> _Exercise directions_: Set the listing down unchanged, minus every embedded image.

--------

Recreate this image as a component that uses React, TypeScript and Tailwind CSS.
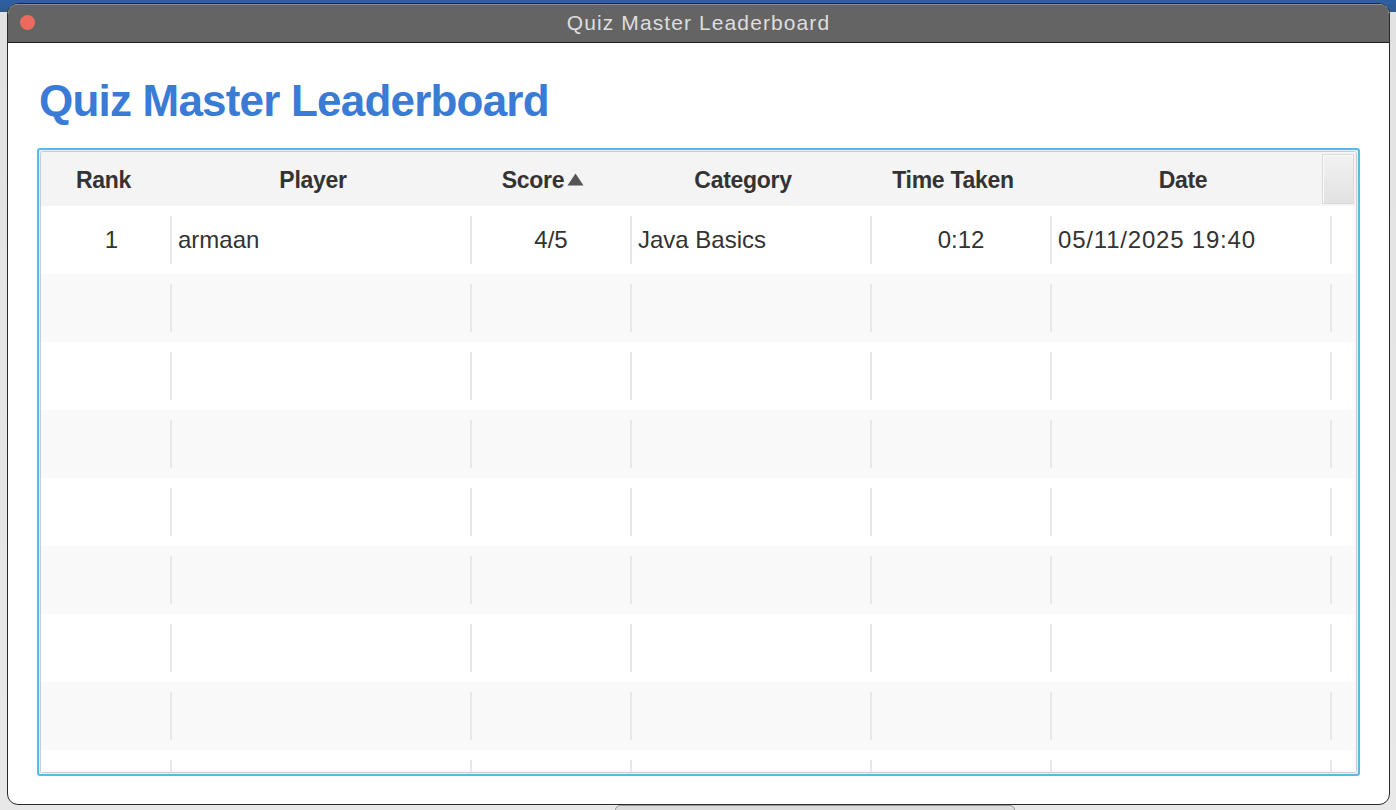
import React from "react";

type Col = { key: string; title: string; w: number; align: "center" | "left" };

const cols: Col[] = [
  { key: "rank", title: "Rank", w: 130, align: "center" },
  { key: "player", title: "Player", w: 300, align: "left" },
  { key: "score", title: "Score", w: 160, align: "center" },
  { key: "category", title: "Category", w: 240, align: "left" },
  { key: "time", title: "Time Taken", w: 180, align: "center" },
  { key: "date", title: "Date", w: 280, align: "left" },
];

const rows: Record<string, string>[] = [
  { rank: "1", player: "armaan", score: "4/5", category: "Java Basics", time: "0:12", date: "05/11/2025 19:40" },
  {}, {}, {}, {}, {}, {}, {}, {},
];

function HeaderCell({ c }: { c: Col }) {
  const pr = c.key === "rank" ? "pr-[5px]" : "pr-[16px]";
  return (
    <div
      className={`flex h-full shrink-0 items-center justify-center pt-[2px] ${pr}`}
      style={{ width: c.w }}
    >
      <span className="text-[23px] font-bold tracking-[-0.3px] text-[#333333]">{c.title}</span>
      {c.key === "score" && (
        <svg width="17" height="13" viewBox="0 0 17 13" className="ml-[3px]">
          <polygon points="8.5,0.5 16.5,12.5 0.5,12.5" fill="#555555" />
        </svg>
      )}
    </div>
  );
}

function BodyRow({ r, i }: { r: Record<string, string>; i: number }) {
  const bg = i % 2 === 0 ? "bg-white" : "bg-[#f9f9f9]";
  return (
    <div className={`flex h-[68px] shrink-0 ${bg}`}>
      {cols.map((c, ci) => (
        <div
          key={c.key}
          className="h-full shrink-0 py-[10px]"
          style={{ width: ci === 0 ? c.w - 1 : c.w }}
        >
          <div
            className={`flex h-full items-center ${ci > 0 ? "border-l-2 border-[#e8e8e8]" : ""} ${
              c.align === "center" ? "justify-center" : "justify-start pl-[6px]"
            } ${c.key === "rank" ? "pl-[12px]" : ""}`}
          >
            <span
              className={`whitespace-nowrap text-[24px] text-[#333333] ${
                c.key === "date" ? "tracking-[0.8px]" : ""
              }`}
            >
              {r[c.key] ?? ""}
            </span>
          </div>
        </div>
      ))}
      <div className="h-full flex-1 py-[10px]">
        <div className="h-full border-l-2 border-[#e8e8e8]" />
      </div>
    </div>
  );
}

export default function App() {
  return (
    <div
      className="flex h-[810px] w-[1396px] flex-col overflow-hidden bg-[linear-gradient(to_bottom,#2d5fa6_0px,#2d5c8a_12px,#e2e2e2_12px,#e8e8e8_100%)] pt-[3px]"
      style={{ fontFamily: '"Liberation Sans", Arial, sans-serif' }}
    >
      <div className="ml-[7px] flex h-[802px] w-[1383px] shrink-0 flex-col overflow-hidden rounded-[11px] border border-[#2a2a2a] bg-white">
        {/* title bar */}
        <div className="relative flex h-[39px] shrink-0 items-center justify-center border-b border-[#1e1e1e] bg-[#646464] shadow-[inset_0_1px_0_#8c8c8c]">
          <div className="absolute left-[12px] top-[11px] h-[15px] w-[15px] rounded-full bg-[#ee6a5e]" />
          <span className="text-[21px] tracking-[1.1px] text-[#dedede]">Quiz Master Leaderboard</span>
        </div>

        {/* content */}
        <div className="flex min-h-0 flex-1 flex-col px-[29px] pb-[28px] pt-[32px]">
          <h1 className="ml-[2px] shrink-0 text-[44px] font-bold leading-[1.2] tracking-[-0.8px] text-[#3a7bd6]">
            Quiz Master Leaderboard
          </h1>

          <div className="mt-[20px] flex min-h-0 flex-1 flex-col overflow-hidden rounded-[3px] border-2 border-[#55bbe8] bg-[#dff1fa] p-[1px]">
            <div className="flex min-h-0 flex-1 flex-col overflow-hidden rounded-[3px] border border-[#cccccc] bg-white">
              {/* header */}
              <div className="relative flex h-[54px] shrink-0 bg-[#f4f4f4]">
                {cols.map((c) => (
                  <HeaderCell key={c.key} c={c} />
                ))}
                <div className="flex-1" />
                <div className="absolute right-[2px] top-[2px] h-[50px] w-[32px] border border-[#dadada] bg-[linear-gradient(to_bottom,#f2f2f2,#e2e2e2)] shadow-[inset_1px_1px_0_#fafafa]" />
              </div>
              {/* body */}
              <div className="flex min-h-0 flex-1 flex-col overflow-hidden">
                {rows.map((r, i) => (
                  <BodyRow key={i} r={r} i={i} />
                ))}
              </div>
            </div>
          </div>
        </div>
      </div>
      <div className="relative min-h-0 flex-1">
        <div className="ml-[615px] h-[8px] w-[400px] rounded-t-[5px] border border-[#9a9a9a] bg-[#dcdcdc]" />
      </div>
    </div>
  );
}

--------

> _Expected answer_:
Recreate this image as a component that uses React, TypeScript and Tailwind CSS.
import React from "react";

type Col = { key: string; title: string; w: number; align: "center" | "left" };

const cols: Col[] = [
  { key: "rank", title: "Rank", w: 130, align: "center" },
  { key: "player", title: "Player", w: 300, align: "left" },
  { key: "score", title: "Score", w: 160, align: "center" },
  { key: "category", title: "Category", w: 240, align: "left" },
  { key: "time", title: "Time Taken", w: 180, align: "center" },
  { key: "date", title: "Date", w: 280, align: "left" },
];

const rows: Record<string, string>[] = [
  { rank: "1", player: "armaan", score: "4/5", category: "Java Basics", time: "0:12", date: "05/11/2025 19:40" },
  {}, {}, {}, {}, {}, {}, {}, {},
];

function HeaderCell({ c }: { c: Col }) {
  const pr = c.key === "rank" ? "pr-[5px]" : "pr-[16px]";
  return (
    <div
      className={`flex h-full shrink-0 items-center justify-center pt-[2px] ${pr}`}
      style={{ width: c.w }}
    >
      <span className="text-[23px] font-bold tracking-[-0.3px] text-[#333333]">{c.title}</span>
      {c.key === "score" && (
        <svg width="17" height="13" viewBox="0 0 17 13" className="ml-[3px]">
          <polygon points="8.5,0.5 16.5,12.5 0.5,12.5" fill="#555555" />
        </svg>
      )}
    </div>
  );
}

function BodyRow({ r, i }: { r: Record<string, string>; i: number }) {
  const bg = i % 2 === 0 ? "bg-white" : "bg-[#f9f9f9]";
  return (
    <div className={`flex h-[68px] shrink-0 ${bg}`}>
      {cols.map((c, ci) => (
        <div
          key={c.key}
          className="h-full shrink-0 py-[10px]"
          style={{ width: ci === 0 ? c.w - 1 : c.w }}
        >
          <div
            className={`flex h-full items-center ${ci > 0 ? "border-l-2 border-[#e8e8e8]" : ""} ${
              c.align === "center" ? "justify-center" : "justify-start pl-[6px]"
            } ${c.key === "rank" ? "pl-[12px]" : ""}`}
          >
            <span
              className={`whitespace-nowrap text-[24px] text-[#333333] ${
                c.key === "date" ? "tracking-[0.8px]" : ""
              }`}
            >
              {r[c.key] ?? ""}
            </span>
          </div>
        </div>
      ))}
      <div className="h-full flex-1 py-[10px]">
        <div className="h-full border-l-2 border-[#e8e8e8]" />
      </div>
    </div>
  );
}

export default function App() {
  return (
    <div
      className="flex h-[810px] w-[1396px] flex-col overflow-hidden bg-[linear-gradient(to_bottom,#2d5fa6_0px,#2d5c8a_12px,#e2e2e2_12px,#e8e8e8_100%)] pt-[3px]"
      style={{ fontFamily: '"Liberation Sans", Arial, sans-serif' }}
    >
      <div className="ml-[7px] flex h-[802px] w-[1383px] shrink-0 flex-col overflow-hidden rounded-[11px] border border-[#2a2a2a] bg-white">
        {/* title bar */}
        <div className="relative flex h-[39px] shrink-0 items-center justify-center border-b border-[#1e1e1e] bg-[#646464] shadow-[inset_0_1px_0_#8c8c8c]">
          <div className="absolute left-[12px] top-[11px] h-[15px] w-[15px] rounded-full bg-[#ee6a5e]" />
          <span className="text-[21px] tracking-[1.1px] text-[#dedede]">Quiz Master Leaderboard</span>
        </div>

        {/* content */}
        <div className="flex min-h-0 flex-1 flex-col px-[29px] pb-[28px] pt-[32px]">
          <h1 className="ml-[2px] shrink-0 text-[44px] font-bold leading-[1.2] tracking-[-0.8px] text-[#3a7bd6]">
            Quiz Master Leaderboard
          </h1>

          <div className="mt-[20px] flex min-h-0 flex-1 flex-col overflow-hidden rounded-[3px] border-2 border-[#55bbe8] bg-[#dff1fa] p-[1px]">
            <div className="flex min-h-0 flex-1 flex-col overflow-hidden rounded-[3px] border border-[#cccccc] bg-white">
              {/* header */}
              <div className="relative flex h-[54px] shrink-0 bg-[#f4f4f4]">
                {cols.map((c) => (
                  <HeaderCell key={c.key} c={c} />
                ))}
                <div className="flex-1" />
                <div className="absolute right-[2px] top-[2px] h-[50px] w-[32px] border border-[#dadada] bg-[linear-gradient(to_bottom,#f2f2f2,#e2e2e2)] shadow-[inset_1px_1px_0_#fafafa]" />
              </div>
              {/* body */}
              <div className="flex min-h-0 flex-1 flex-col overflow-hidden">
                {rows.map((r, i) => (
                  <BodyRow key={i} r={r} i={i} />
                ))}
              </div>
            </div>
          </div>
        </div>
      </div>
      <div className="relative min-h-0 flex-1">
        <div className="ml-[615px] h-[8px] w-[400px] rounded-t-[5px] border border-[#9a9a9a] bg-[#dcdcdc]" />
      </div>
    </div>
  );
}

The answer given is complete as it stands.